▶ **TASK GOAL**: Repeat the data that follows, word for word, without the images.

▶ **INFORMATION SUPPLIED**:

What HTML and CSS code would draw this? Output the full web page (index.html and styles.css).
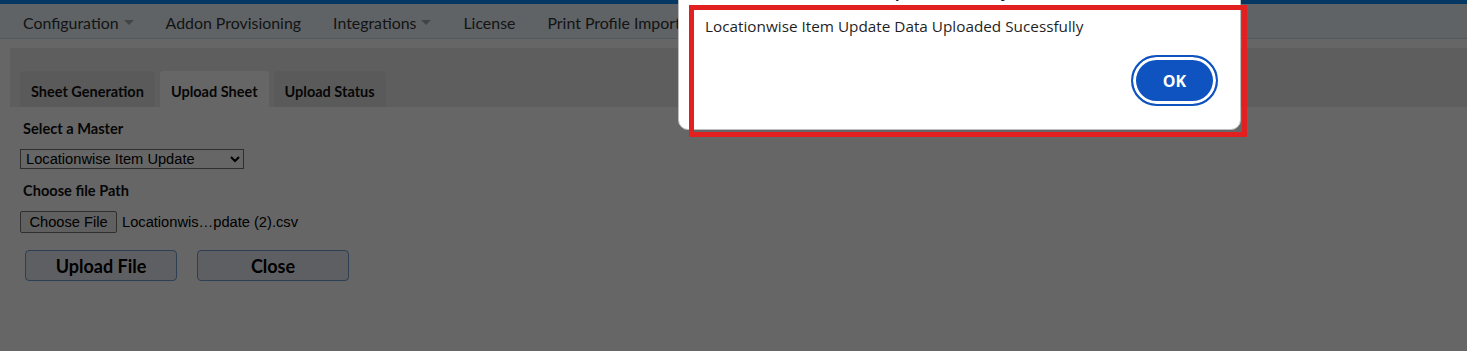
FILE: index.html
```html
<!DOCTYPE html>
<html lang="en">
<head>
<meta charset="utf-8">
<title>Upload Sheet</title>
<link rel="stylesheet" href="styles.css">
</head>
<body>
<div class="topstrip"></div>
<nav class="nav">
  <a class="nav-item">Configuration <span class="caret"></span></a>
  <a class="nav-item">Addon Provisioning</a>
  <a class="nav-item">Integrations <span class="caret"></span></a>
  <a class="nav-item">License</a>
  <a class="nav-item">Print Profile Import</a>
</nav>
<main class="main">
  <div class="tab-header">
    <div class="tab">Sheet Generation</div>
    <div class="tab tab-active">Upload Sheet</div>
    <div class="tab">Upload Status</div>
  </div>
  <div class="tab-panel">
    <div class="label">Select a Master</div>
    <select class="select"><option>Locationwise Item Update</option></select>
    <div class="label label-2">Choose file Path</div>
    <div class="file-row">
      <button class="file-btn">Choose File</button>
      <span class="file-name">Locationwis…pdate (2).csv</span>
    </div>
    <div class="actions">
      <button class="btn">Upload File</button>
      <button class="btn">Close</button>
    </div>
  </div>
</main>
<div class="overlay"></div>
<div class="dialog">
  <div class="dialog-title">Upload Summary</div>
  <div class="dialog-msg">Locationwise Item Update Data Uploaded Sucessfully</div>
  <div class="dialog-foot"><button class="ok-btn">OK</button></div>
</div>
<div class="annotation"></div>
</body>
</html>
```
FILE: styles.css
```css
* { box-sizing: border-box; }
html, body { margin: 0; padding: 0; }
body {
  width: 1467px;
  height: 351px;
  overflow: hidden;
  background: #ffffff;
  font-family: Lato, "Liberation Sans", sans-serif;
  color: #333;
  position: relative;
}
.topstrip { height: 4px; background: #0a8df5; }
.nav {
  height: 35px;
  background: #edf7ff;
  border-bottom: 1px solid #cfdbe6;
  display: flex;
  align-items: center;
  padding: 3px 0 0 7px;
}
.nav-item {
  font-size: 15.9px;
  color: #333;
  padding: 0 16px;
  display: flex;
  align-items: center;
  white-space: nowrap;
}
.caret {
  display: inline-block;
  width: 0; height: 0;
  margin-left: 5px;
  border-left: 5px solid transparent;
  border-right: 5px solid transparent;
  border-top: 5px solid #aaa;
}
.main { padding: 9px 0 0 10px; }
.tab-header {
  height: 59px;
  background: #ebebeb;
  padding: 23px 0 0 10px;
  display: flex;
  align-items: flex-end;
}
.tab {
  height: 36px;
  padding: 5px 11px 0;
  margin-right: 5px;
  display: flex;
  align-items: center;
  font-size: 14.5px;
  font-weight: 700;
  color: #111;
  background: #e2e2e2;
  border-radius: 4px 4px 0 0;
}
.tab-active { background: #ffffff; }
.tab-panel { padding: 12px 0 0 10px; }
.label {
  font-size: 14.6px;
  font-weight: 700;
  color: #111;
  line-height: 20px;
  padding-left: 3px;
}
.label-2 { margin-top: 12px; }
.select {
  display: block;
  margin-top: 10px;
  width: 224px;
  height: 20px;
  font-family: "Liberation Sans", Arial, sans-serif;
  font-size: 14.67px;
  color: #000;
  border: 1px solid #767676;
  border-radius: 0;
  background: #fff;
  padding: 0 1px;
}
.file-row {
  margin-top: 10px;
  display: flex;
  align-items: center;
  font-family: "Liberation Sans", Arial, sans-serif;
  font-size: 14.67px;
  color: #000;
}
.file-btn {
  width: 97px;
  height: 22px;
  font-family: inherit;
  font-size: 14.67px;
  color: #000;
  background: #efefef;
  border: 1px solid #767676;
  border-radius: 2px;
  padding: 0;
}
.file-name { margin-left: 5px; }
.actions {
  margin-top: 17px;
  padding-left: 5px;
  display: flex;
  gap: 20px;
}
.btn {
  width: 152px;
  height: 31px;
  font-family: Lato, sans-serif;
  font-size: 18px;
  font-weight: 700;
  color: #000;
  background: #eceef4;
  border: 1px solid #6f9fd3;
  border-radius: 4px;
}
.overlay {
  position: absolute;
  inset: 0;
  background: rgba(0, 0, 0, 0.6);
}
.dialog {
  position: absolute;
  left: 678px;
  top: -40px;
  width: 563px;
  height: 170px;
  background: #fff;
  border: 1px solid #bdbdbd;
  border-radius: 10px;
  padding: 22px 22px 0 26px;
  display: flex;
  flex-direction: column;
  font-family: "Open Sans", "Noto Sans", sans-serif;
}
.dialog-title {
  height: 20px;
  line-height: 20px;
  font-size: 14.5px;
  font-weight: 700;
  color: #111;
  text-align: center;
  padding-right: 30px;
}
.dialog-msg {
  margin-top: 13px;
  font-size: 15.3px;
  line-height: 20px;
  color: #1f1f1f;
}
.dialog-foot {
  margin-top: auto;
  margin-bottom: 23px;
  display: flex;
  justify-content: flex-end;
}
.ok-btn {
  width: 87px;
  height: 51px;
  border-radius: 999px;
  border: 2px solid #0f53c0;
  box-shadow: inset 0 0 0 3px #fff;
  background: #0f53c0;
  color: #fff;
  font-family: "Open Sans", "Noto Sans", sans-serif;
  font-size: 16px;
  font-weight: 700;
}
.annotation {
  position: absolute;
  left: 689px;
  top: 5px;
  width: 558px;
  height: 132px;
  border: 5px solid #e32020;
}
```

▶ **OUTPUT OF THE TASK**:
What HTML and CSS code would draw this? Output the full web page (index.html and styles.css).
FILE: index.html
```html
<!DOCTYPE html>
<html lang="en">
<head>
<meta charset="utf-8">
<title>Upload Sheet</title>
<link rel="stylesheet" href="styles.css">
</head>
<body>
<div class="topstrip"></div>
<nav class="nav">
  <a class="nav-item">Configuration <span class="caret"></span></a>
  <a class="nav-item">Addon Provisioning</a>
  <a class="nav-item">Integrations <span class="caret"></span></a>
  <a class="nav-item">License</a>
  <a class="nav-item">Print Profile Import</a>
</nav>
<main class="main">
  <div class="tab-header">
    <div class="tab">Sheet Generation</div>
    <div class="tab tab-active">Upload Sheet</div>
    <div class="tab">Upload Status</div>
  </div>
  <div class="tab-panel">
    <div class="label">Select a Master</div>
    <select class="select"><option>Locationwise Item Update</option></select>
    <div class="label label-2">Choose file Path</div>
    <div class="file-row">
      <button class="file-btn">Choose File</button>
      <span class="file-name">Locationwis…pdate (2).csv</span>
    </div>
    <div class="actions">
      <button class="btn">Upload File</button>
      <button class="btn">Close</button>
    </div>
  </div>
</main>
<div class="overlay"></div>
<div class="dialog">
  <div class="dialog-title">Upload Summary</div>
  <div class="dialog-msg">Locationwise Item Update Data Uploaded Sucessfully</div>
  <div class="dialog-foot"><button class="ok-btn">OK</button></div>
</div>
<div class="annotation"></div>
</body>
</html>
```
FILE: styles.css
```css
* { box-sizing: border-box; }
html, body { margin: 0; padding: 0; }
body {
  width: 1467px;
  height: 351px;
  overflow: hidden;
  background: #ffffff;
  font-family: Lato, "Liberation Sans", sans-serif;
  color: #333;
  position: relative;
}
.topstrip { height: 4px; background: #0a8df5; }
.nav {
  height: 35px;
  background: #edf7ff;
  border-bottom: 1px solid #cfdbe6;
  display: flex;
  align-items: center;
  padding: 3px 0 0 7px;
}
.nav-item {
  font-size: 15.9px;
  color: #333;
  padding: 0 16px;
  display: flex;
  align-items: center;
  white-space: nowrap;
}
.caret {
  display: inline-block;
  width: 0; height: 0;
  margin-left: 5px;
  border-left: 5px solid transparent;
  border-right: 5px solid transparent;
  border-top: 5px solid #aaa;
}
.main { padding: 9px 0 0 10px; }
.tab-header {
  height: 59px;
  background: #ebebeb;
  padding: 23px 0 0 10px;
  display: flex;
  align-items: flex-end;
}
.tab {
  height: 36px;
  padding: 5px 11px 0;
  margin-right: 5px;
  display: flex;
  align-items: center;
  font-size: 14.5px;
  font-weight: 700;
  color: #111;
  background: #e2e2e2;
  border-radius: 4px 4px 0 0;
}
.tab-active { background: #ffffff; }
.tab-panel { padding: 12px 0 0 10px; }
.label {
  font-size: 14.6px;
  font-weight: 700;
  color: #111;
  line-height: 20px;
  padding-left: 3px;
}
.label-2 { margin-top: 12px; }
.select {
  display: block;
  margin-top: 10px;
  width: 224px;
  height: 20px;
  font-family: "Liberation Sans", Arial, sans-serif;
  font-size: 14.67px;
  color: #000;
  border: 1px solid #767676;
  border-radius: 0;
  background: #fff;
  padding: 0 1px;
}
.file-row {
  margin-top: 10px;
  display: flex;
  align-items: center;
  font-family: "Liberation Sans", Arial, sans-serif;
  font-size: 14.67px;
  color: #000;
}
.file-btn {
  width: 97px;
  height: 22px;
  font-family: inherit;
  font-size: 14.67px;
  color: #000;
  background: #efefef;
  border: 1px solid #767676;
  border-radius: 2px;
  padding: 0;
}
.file-name { margin-left: 5px; }
.actions {
  margin-top: 17px;
  padding-left: 5px;
  display: flex;
  gap: 20px;
}
.btn {
  width: 152px;
  height: 31px;
  font-family: Lato, sans-serif;
  font-size: 18px;
  font-weight: 700;
  color: #000;
  background: #eceef4;
  border: 1px solid #6f9fd3;
  border-radius: 4px;
}
.overlay {
  position: absolute;
  inset: 0;
  background: rgba(0, 0, 0, 0.6);
}
.dialog {
  position: absolute;
  left: 678px;
  top: -40px;
  width: 563px;
  height: 170px;
  background: #fff;
  border: 1px solid #bdbdbd;
  border-radius: 10px;
  padding: 22px 22px 0 26px;
  display: flex;
  flex-direction: column;
  font-family: "Open Sans", "Noto Sans", sans-serif;
}
.dialog-title {
  height: 20px;
  line-height: 20px;
  font-size: 14.5px;
  font-weight: 700;
  color: #111;
  text-align: center;
  padding-right: 30px;
}
.dialog-msg {
  margin-top: 13px;
  font-size: 15.3px;
  line-height: 20px;
  color: #1f1f1f;
}
.dialog-foot {
  margin-top: auto;
  margin-bottom: 23px;
  display: flex;
  justify-content: flex-end;
}
.ok-btn {
  width: 87px;
  height: 51px;
  border-radius: 999px;
  border: 2px solid #0f53c0;
  box-shadow: inset 0 0 0 3px #fff;
  background: #0f53c0;
  color: #fff;
  font-family: "Open Sans", "Noto Sans", sans-serif;
  font-size: 16px;
  font-weight: 700;
}
.annotation {
  position: absolute;
  left: 689px;
  top: 5px;
  width: 558px;
  height: 132px;
  border: 5px solid #e32020;
}
```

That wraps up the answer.